How to improve copper recovery rate in daily operation
Most recovery problems are not caused by one dramatic failure. They come from small mismatches: uneven feed, dull blades, damp insulation, excessive fines, poor air settings or skipped sampling. The following adjustments usually matter most.
Keep the feed rate steady
Overfeeding forces mixed particles across the screen before they have time to stratify. Underfeeding may look clean but reduces capacity and can make airflow too aggressive for the material. Use a conveyor and avoid dumping batches directly into the granulator.
Maintain sharp cutters and correct clearances
Dull blades smear insulation and create long strips instead of clean fragments. Poor liberation forces the separator to solve a problem that should have been fixed in the granulator.
Control particle size
Particle size should be small enough for liberation but not so fine that copper dust increases. A balanced granule size improves both recovery and dust control.

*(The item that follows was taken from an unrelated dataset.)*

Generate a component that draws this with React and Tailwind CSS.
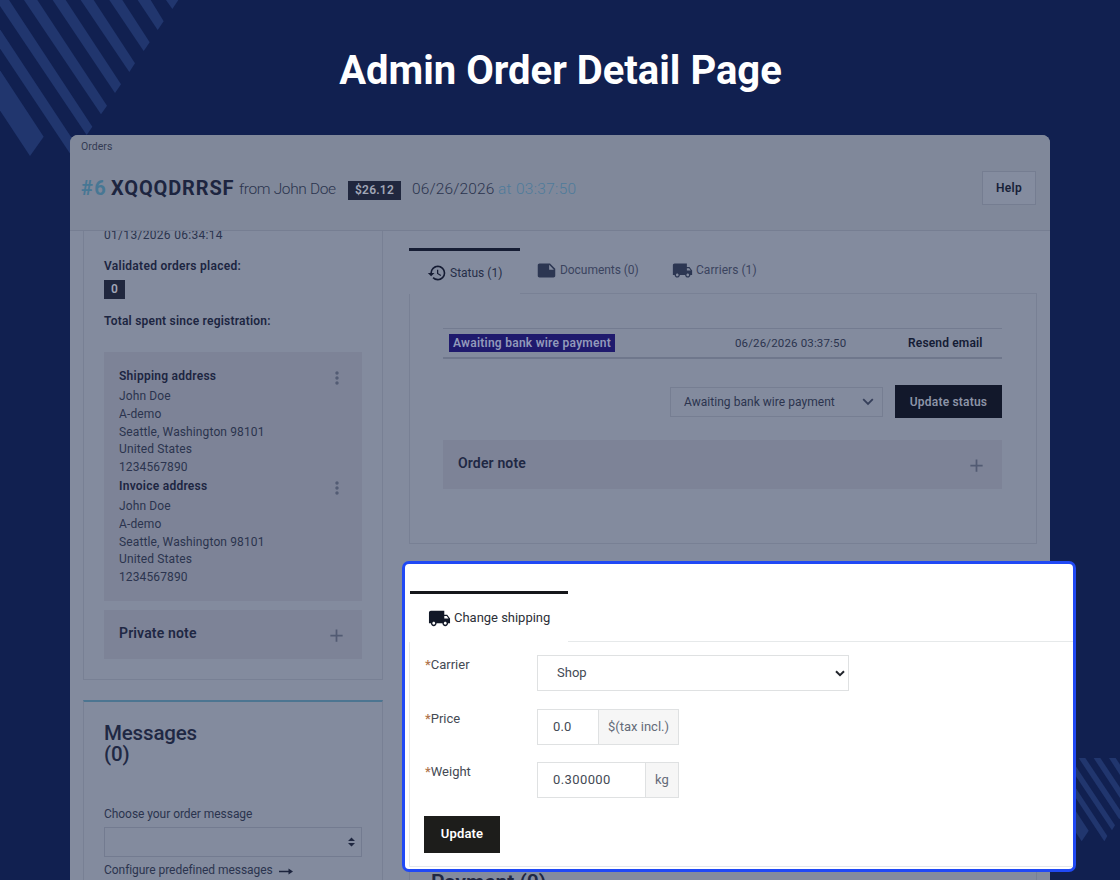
import { MdAdd, MdHistory, MdLocalShipping, MdMoreVert, MdNote } from 'react-icons/md';
import clsx from 'clsx';

const address = ['John Doe', 'A-demo', 'Seattle, Washington 98101', 'United States', '1234567890'];

function CornerStripes() {
  return (
    <svg className="absolute left-0 top-0" width="180" height="160" viewBox="0 0 540 480" fill="#21366e">
      <path d="M-218 0H-139L131 410L90 468Z" />
      <path d="M-97 0H-58L235 444L217 471Z" />
      <path d="M-12 0H27L277 380L260 405Z" />
      <path d="M72 0H112L321 317L303 343Z" />
      <path d="M158 0H197L363 253L345 279Z" />
      <path d="M242 0H281L405 190L388 216Z" />
      <path d="M328 0H367L449 127L431 153Z" />
      <path d="M413 0H452L491 64L473 90Z" />
      <path d="M498 0H535L517 27Z" />
    </svg>
  );
}

function SideStripes() {
  return (
    <svg className="absolute right-0 top-[758px]" width="50" height="84" viewBox="810 354 150 252" fill="#21366e">
      <path d="M680 354H723L866 572L845 604Z" />
      <path d="M748 354H768L922 588L913 604Z" />
      <path d="M791 354H811L945 556L936 571Z" />
      <path d="M836 354H856L968 522L958 538Z" />
      <path d="M881 354H901L990 488L980 504Z" />
      <path d="M927 354H947L1010 450L1000 466Z" />
    </svg>
  );
}

function PageHeader() {
  return (
    <header className="h-24 shrink-0 border-b border-[#767e92] bg-[#80889a] pl-[11px] pr-[14px]">
      <div className="h-[22px] text-[10.5px] leading-[24px] tracking-[0.05px] text-[#333b53]">Orders</div>
      <div className="flex justify-between pt-[14px]">
        <h1 className="flex h-[34px] items-center whitespace-nowrap">
          <span className="w-[30px] text-[20px] font-bold tracking-[1.3px] text-[#477794]">#6</span>
          <span className="w-[128px] text-[20px] font-bold tracking-[0.85px] text-[#1d2540]">XQQQDRRSF</span>
          <span className="mt-[4px] w-[109px] text-[15.5px] font-light tracking-[-0.35px] text-[#2b344e]">from John Doe</span>
          <span className="mt-[4px] h-[19px] w-[53px] bg-[#20273e] text-center text-[12px] font-semibold leading-[19px] tracking-[0.2px] text-[#a0a6b6]">
            $26.12
          </span>
          <span className="ml-[11px] mt-[4px] w-[86px] text-[15.5px] font-light tracking-[0.15px] text-[#2b344e]">06/26/2026</span>
          <span className="mt-[4px] text-[15.5px] font-light tracking-[0.3px] text-[#4e7b9b]">at 03:37:50</span>
        </h1>
        <button className="h-[34px] w-[54px] border border-[#757d91] bg-[#848c9f] text-[12px] font-semibold tracking-[0.3px] text-[#171f38]">
          Help
        </button>
      </div>
    </header>
  );
}

function Address({ title }) {
  return (
    <div className="h-[110px]">
      <div className="flex h-[22px] items-center justify-between">
        <b className="text-[12px] font-semibold leading-[20px] tracking-[0.25px] text-[#1c2541]">{title}</b>
        <MdMoreVert className="mt-1 text-[#535c74]" size={20} />
      </div>
      {address.map((line) => (
        <div key={line} className="h-[17.8px] text-[12px] leading-[19px] tracking-[0.12px]">{line}</div>
      ))}
    </div>
  );
}

function Note({ title, className }) {
  return (
    <div className={clsx('flex justify-between bg-[#7d8397] px-[15px]', className)}>
      <b className="mt-[13px] text-[14px] font-semibold leading-[20px] tracking-[0.15px] text-[#1f2844]">{title}</b>
      <MdAdd className="mt-[15px] text-[#525b73]" size={21} />
    </div>
  );
}

function CustomerColumn() {
  return (
    <div className="w-[300px] shrink-0">
      <section className="h-[449px] border border-t-0 border-[#788094] px-[20px]">
        <div className="flex h-[13px] items-end leading-[17px] tracking-[0.3px]">01/13/2026 06:34:14</div>
        <div className="mt-[13px] text-[12px] font-semibold leading-[18px] tracking-[0.28px] text-[#1c2541]">Validated orders placed:</div>
        <div className="mt-[5px] h-[19px] w-[21px] bg-[#20273e] text-center text-[12px] font-semibold leading-[19px] text-[#a0a6b6]">0</div>
        <div className="mt-[13px] text-[12px] font-semibold leading-[18px] tracking-[0.22px] text-[#1c2541]">Total spent since registration:</div>
        <div className="mt-[22px] h-[249px] bg-[#7d8397] px-[15px] pt-[13px]">
          <Address title="Shipping address" />
          <Address title="Invoice address" />
        </div>
        <Note title="Private note" className="mt-[9px] h-[49px]" />
      </section>
      <section className="mt-5 h-[200px] border-x border-t-2 border-x-[#788094] border-t-[#4c7591] px-[20px]">
        <h2 className="pt-[21px] text-[20.5px] font-medium leading-[21px] tracking-[-0.15px] text-[#1f2844]">
          Messages
          <br />
          (0)
        </h2>
        <div className="mt-[39px] leading-[20px] tracking-[-0.05px]">Choose your order message</div>
        <div className="mt-[3px] flex h-[30px] items-center justify-end border border-[#737b90] pr-[6px]">
          <svg width="7" height="10" viewBox="0 0 7 10" fill="#1f2740">
            <path d="M3.5 0.4L7 4H0ZM3.5 9.6L0 6H7Z" />
          </svg>
        </div>
        <div className="mt-[4px] flex items-center leading-[19px] tracking-[-0.05px]">
          Configure predefined messages
          <svg className="ml-[6px] mt-px" width="14" height="7" viewBox="0 0 14 7" fill="#1c243d">
            <path d="M0 2.7H9.5V0.4L14 3.5L9.5 6.6V4.3H0Z" />
          </svg>
        </div>
      </section>
    </div>
  );
}

function OrderColumn() {
  return (
    <div className="ml-[26px] w-[628px] shrink-0 pt-[17px]">
      <div className="flex h-[46px]">
        <div className="-mb-px flex h-[46px] w-[111px] items-center border-t-[3px] border-[#161d34] pl-[18px] text-[#262e48]">
          <MdHistory size={20} className="mr-[3px] text-[#141b33]" />
          <span>Status (1)</span>
        </div>
        <div className="flex w-[517px] items-center border-b border-[#798195] pb-px pl-[16px] text-[#3b445e]">
          <MdNote size={21} className="mr-[3px] text-[#2c3652]" />
          <span className="w-[112px] tracking-[-0.05px]">Documents (0)</span>
          <MdLocalShipping size={21} className="mr-[3px] text-[#2c3652]" />
          <span className="tracking-[0.05px]">Carriers (1)</span>
        </div>
      </div>
      <section className="h-[250px] border border-t-0 border-[#788094] pl-[33px] pr-[34px] pt-[34px]">
        <div className="flex h-[31px] items-center whitespace-nowrap border-b-2 border-t border-b-[#6f778c] border-t-[#737b90] pl-[6px]">
          <span className="h-[18px] w-[166px] bg-[#1f1a6d] text-center font-semibold leading-[18px] tracking-[0.25px] text-[#9299ba]">
            Awaiting bank wire payment
          </span>
          <span className="ml-[120px] w-[173px] pt-px text-[11.5px] tracking-[0.15px]">06/26/2026 03:37:50</span>
          <b className="font-semibold tracking-[0.15px] text-[#141c35]">Resend email</b>
        </div>
        <div className="mt-[26px] flex items-center justify-end">
          <div className="flex h-[30px] w-[213px] items-center justify-between border border-[#767e92] pl-[13px] pr-[8px]">
            <span className="tracking-[0.04px]">Awaiting bank wire payment</span>
            <svg width="12" height="8" viewBox="0 0 12 8" fill="none" stroke="#353f5a" strokeWidth="1.8">
              <path d="M1.2 1.2L6 6L10.8 1.2" />
            </svg>
          </div>
          <button className="ml-3 h-[33px] w-[107px] bg-[#12182b] font-semibold tracking-[0.2px] text-[#8c93a6]">Update status</button>
        </div>
        <Note title="Order note" className="mt-[22px] h-[49px]" />
      </section>
      <section className="mt-[17px] h-[320px] border border-[#788094] px-[21px] pt-[308px]">
        <h2 className="text-[21px] font-semibold leading-6 text-[#1f2844]">Payment (0)</h2>
      </section>
    </div>
  );
}

function Field({ label, children }) {
  return (
    <div className="flex h-[53.6px]">
      <label className="w-[112px] pt-px text-[13px] leading-[18px]">
        <span className="font-medium text-[#b0764e]">*</span>
        {label}
      </label>
      {children}
    </div>
  );
}

function ChangeShipping() {
  return (
    <section className="absolute left-[402px] top-[561px] h-[311px] w-[674px] rounded-[7px] border-[3px] border-[#2049f5] bg-white pl-1 pt-[27px] text-[13px] text-[#444a54]">
      <div className="flex h-[51px] pl-px">
        <div className="flex w-[158px] items-center border-t-[3px] border-[#16171b] pl-[18px] text-[#2c3038]">
          <MdLocalShipping size={23} className="mr-[3px] text-[#111827]" />
          <span className="tracking-[-0.02px]">Change shipping</span>
        </div>
        <div className="grow border-b border-[#e6e9ea]" />
      </div>
      <div className="h-[225px] border-b border-l border-[#e6e9ea] pl-[15px] pt-[13px]">
        <Field label="Carrier">
          <div className="flex h-[36px] w-[312px] items-center justify-between border border-[#dfe1e2] pl-[19px] pr-[3px]">
            Shop
            <svg width="10" height="7" viewBox="0 0 10 7" fill="none" stroke="#22252c" strokeWidth="2">
              <path d="M1 1.3L5 5.2L9 1.3" />
            </svg>
          </div>
        </Field>
        <Field label="Price">
          <div className="flex h-[36px] w-[142px] border border-[#dfe1e2] leading-[34px]">
            <span className="w-[61px] border-r border-[#dfe1e2] pl-[15px] tracking-[0.1px]">0.0</span>
            <span className="grow bg-[#f6f6f6] text-center text-[#646b78]">$(tax incl.)</span>
          </div>
        </Field>
        <Field label="Weight">
          <div className="flex h-[36px] w-[142px] border border-[#dfe1e2] leading-[34px]">
            <span className="w-[108px] border-r border-[#dfe1e2] pl-[15px] tracking-[0.4px]">0.300000</span>
            <span className="grow bg-[#f6f6f6] text-center text-[#646b78]">kg</span>
          </div>
        </Field>
        <button className="-ml-px h-[37px] w-[76px] bg-[#1d1d1b] pb-px font-semibold tracking-[0.15px] text-white">Update</button>
      </div>
    </section>
  );
}

export default function App() {
  return (
    <div className="relative flex h-[880px] w-[1120px] flex-col items-center overflow-hidden bg-[#112050] font-[Roboto,sans-serif]">
      <CornerStripes />
      <SideStripes />
      <h1 className="h-[135px] shrink-0 pl-px pt-[47px] text-[40px] font-bold leading-[48px] text-white">Admin Order Detail Page</h1>
      <main className="relative flex h-[745px] w-[980px] shrink-0 flex-col overflow-hidden rounded-t-[8px] bg-[#838b9e] text-[12px] text-[#2b344e]">
        <PageHeader />
        <div className="flex h-[649px] shrink-0 overflow-hidden pl-[13px]">
          <CustomerColumn />
          <OrderColumn />
        </div>
      </main>
      <ChangeShipping />
    </div>
  );
}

Adjust air and vibration together
If copper appears in the plastic outlet, air may be too strong, feed may be too high, or particles may be too fine. If plastic appears in the copper outlet, air may be too weak, vibration may be poorly tuned, or the material may not be fully liberated.
Return the mixed fraction
The mixed outlet exists for a reason. Sending borderline material back through the separator is often better than contaminating the final copper or plastic stream.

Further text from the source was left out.